EXERCISE - Exactly reproduce the lines that follow.

Records with interface code -
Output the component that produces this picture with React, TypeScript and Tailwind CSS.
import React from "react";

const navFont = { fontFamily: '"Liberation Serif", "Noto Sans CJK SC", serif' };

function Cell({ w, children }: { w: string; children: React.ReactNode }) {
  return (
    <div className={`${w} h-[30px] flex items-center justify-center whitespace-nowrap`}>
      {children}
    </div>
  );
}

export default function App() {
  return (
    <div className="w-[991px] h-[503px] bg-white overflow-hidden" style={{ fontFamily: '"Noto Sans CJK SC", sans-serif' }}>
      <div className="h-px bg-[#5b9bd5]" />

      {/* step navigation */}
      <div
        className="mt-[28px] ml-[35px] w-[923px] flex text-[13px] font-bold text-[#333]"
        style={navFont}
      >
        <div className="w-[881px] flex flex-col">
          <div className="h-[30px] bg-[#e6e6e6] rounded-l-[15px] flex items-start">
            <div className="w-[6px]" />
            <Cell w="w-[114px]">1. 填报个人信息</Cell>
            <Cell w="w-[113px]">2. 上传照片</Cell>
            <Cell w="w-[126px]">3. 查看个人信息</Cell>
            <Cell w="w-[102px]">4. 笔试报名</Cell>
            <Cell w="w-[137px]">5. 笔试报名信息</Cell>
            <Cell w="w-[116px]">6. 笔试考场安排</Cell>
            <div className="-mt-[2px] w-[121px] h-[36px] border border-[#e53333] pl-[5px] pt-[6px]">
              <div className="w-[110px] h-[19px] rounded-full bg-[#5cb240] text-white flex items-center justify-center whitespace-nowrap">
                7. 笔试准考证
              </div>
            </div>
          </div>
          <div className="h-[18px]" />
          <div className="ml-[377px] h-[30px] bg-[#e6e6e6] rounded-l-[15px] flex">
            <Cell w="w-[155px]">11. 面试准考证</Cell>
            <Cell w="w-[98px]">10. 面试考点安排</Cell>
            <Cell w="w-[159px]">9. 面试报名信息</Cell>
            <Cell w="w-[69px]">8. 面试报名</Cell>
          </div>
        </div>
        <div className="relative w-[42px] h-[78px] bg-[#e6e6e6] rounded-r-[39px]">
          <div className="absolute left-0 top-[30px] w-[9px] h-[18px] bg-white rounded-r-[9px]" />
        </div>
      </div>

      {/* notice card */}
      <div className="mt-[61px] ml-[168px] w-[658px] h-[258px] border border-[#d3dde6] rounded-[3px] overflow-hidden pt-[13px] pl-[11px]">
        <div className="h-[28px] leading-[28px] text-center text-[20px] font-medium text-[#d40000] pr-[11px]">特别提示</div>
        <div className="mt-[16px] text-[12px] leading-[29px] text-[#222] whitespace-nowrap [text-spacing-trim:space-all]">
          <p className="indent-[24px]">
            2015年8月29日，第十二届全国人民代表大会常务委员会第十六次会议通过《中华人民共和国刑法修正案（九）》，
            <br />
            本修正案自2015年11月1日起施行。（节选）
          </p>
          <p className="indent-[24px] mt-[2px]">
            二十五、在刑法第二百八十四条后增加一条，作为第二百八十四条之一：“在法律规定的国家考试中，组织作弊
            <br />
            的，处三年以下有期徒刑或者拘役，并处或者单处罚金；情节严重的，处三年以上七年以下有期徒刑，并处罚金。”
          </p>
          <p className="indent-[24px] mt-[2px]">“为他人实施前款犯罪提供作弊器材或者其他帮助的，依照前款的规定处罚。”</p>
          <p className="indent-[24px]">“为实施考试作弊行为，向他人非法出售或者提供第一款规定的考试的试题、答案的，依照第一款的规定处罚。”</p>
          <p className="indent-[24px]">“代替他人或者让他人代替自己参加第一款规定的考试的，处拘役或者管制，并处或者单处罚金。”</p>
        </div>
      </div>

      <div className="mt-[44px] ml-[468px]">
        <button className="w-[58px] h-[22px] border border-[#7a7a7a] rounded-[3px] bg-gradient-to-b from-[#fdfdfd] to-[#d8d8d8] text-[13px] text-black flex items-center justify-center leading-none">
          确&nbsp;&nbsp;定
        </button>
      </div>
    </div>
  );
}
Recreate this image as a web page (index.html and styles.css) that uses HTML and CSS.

RESPONSE -
Output the component that produces this picture with React, TypeScript and Tailwind CSS.
import React from "react";

const navFont = { fontFamily: '"Liberation Serif", "Noto Sans CJK SC", serif' };

function Cell({ w, children }: { w: string; children: React.ReactNode }) {
  return (
    <div className={`${w} h-[30px] flex items-center justify-center whitespace-nowrap`}>
      {children}
    </div>
  );
}

export default function App() {
  return (
    <div className="w-[991px] h-[503px] bg-white overflow-hidden" style={{ fontFamily: '"Noto Sans CJK SC", sans-serif' }}>
      <div className="h-px bg-[#5b9bd5]" />

      {/* step navigation */}
      <div
        className="mt-[28px] ml-[35px] w-[923px] flex text-[13px] font-bold text-[#333]"
        style={navFont}
      >
        <div className="w-[881px] flex flex-col">
          <div className="h-[30px] bg-[#e6e6e6] rounded-l-[15px] flex items-start">
            <div className="w-[6px]" />
            <Cell w="w-[114px]">1. 填报个人信息</Cell>
            <Cell w="w-[113px]">2. 上传照片</Cell>
            <Cell w="w-[126px]">3. 查看个人信息</Cell>
            <Cell w="w-[102px]">4. 笔试报名</Cell>
            <Cell w="w-[137px]">5. 笔试报名信息</Cell>
            <Cell w="w-[116px]">6. 笔试考场安排</Cell>
            <div className="-mt-[2px] w-[121px] h-[36px] border border-[#e53333] pl-[5px] pt-[6px]">
              <div className="w-[110px] h-[19px] rounded-full bg-[#5cb240] text-white flex items-center justify-center whitespace-nowrap">
                7. 笔试准考证
              </div>
            </div>
          </div>
          <div className="h-[18px]" />
          <div className="ml-[377px] h-[30px] bg-[#e6e6e6] rounded-l-[15px] flex">
            <Cell w="w-[155px]">11. 面试准考证</Cell>
            <Cell w="w-[98px]">10. 面试考点安排</Cell>
            <Cell w="w-[159px]">9. 面试报名信息</Cell>
            <Cell w="w-[69px]">8. 面试报名</Cell>
          </div>
        </div>
        <div className="relative w-[42px] h-[78px] bg-[#e6e6e6] rounded-r-[39px]">
          <div className="absolute left-0 top-[30px] w-[9px] h-[18px] bg-white rounded-r-[9px]" />
        </div>
      </div>

      {/* notice card */}
      <div className="mt-[61px] ml-[168px] w-[658px] h-[258px] border border-[#d3dde6] rounded-[3px] overflow-hidden pt-[13px] pl-[11px]">
        <div className="h-[28px] leading-[28px] text-center text-[20px] font-medium text-[#d40000] pr-[11px]">特别提示</div>
        <div className="mt-[16px] text-[12px] leading-[29px] text-[#222] whitespace-nowrap [text-spacing-trim:space-all]">
          <p className="indent-[24px]">
            2015年8月29日，第十二届全国人民代表大会常务委员会第十六次会议通过《中华人民共和国刑法修正案（九）》，
            <br />
            本修正案自2015年11月1日起施行。（节选）
          </p>
          <p className="indent-[24px] mt-[2px]">
            二十五、在刑法第二百八十四条后增加一条，作为第二百八十四条之一：“在法律规定的国家考试中，组织作弊
            <br />
            的，处三年以下有期徒刑或者拘役，并处或者单处罚金；情节严重的，处三年以上七年以下有期徒刑，并处罚金。”
          </p>
          <p className="indent-[24px] mt-[2px]">“为他人实施前款犯罪提供作弊器材或者其他帮助的，依照前款的规定处罚。”</p>
          <p className="indent-[24px]">“为实施考试作弊行为，向他人非法出售或者提供第一款规定的考试的试题、答案的，依照第一款的规定处罚。”</p>
          <p className="indent-[24px]">“代替他人或者让他人代替自己参加第一款规定的考试的，处拘役或者管制，并处或者单处罚金。”</p>
        </div>
      </div>

      <div className="mt-[44px] ml-[468px]">
        <button className="w-[58px] h-[22px] border border-[#7a7a7a] rounded-[3px] bg-gradient-to-b from-[#fdfdfd] to-[#d8d8d8] text-[13px] text-black flex items-center justify-center leading-none">
          确&nbsp;&nbsp;定
        </button>
      </div>
    </div>
  );
}
Recreate this image as a web page (index.html and styles.css) that uses HTML and CSS.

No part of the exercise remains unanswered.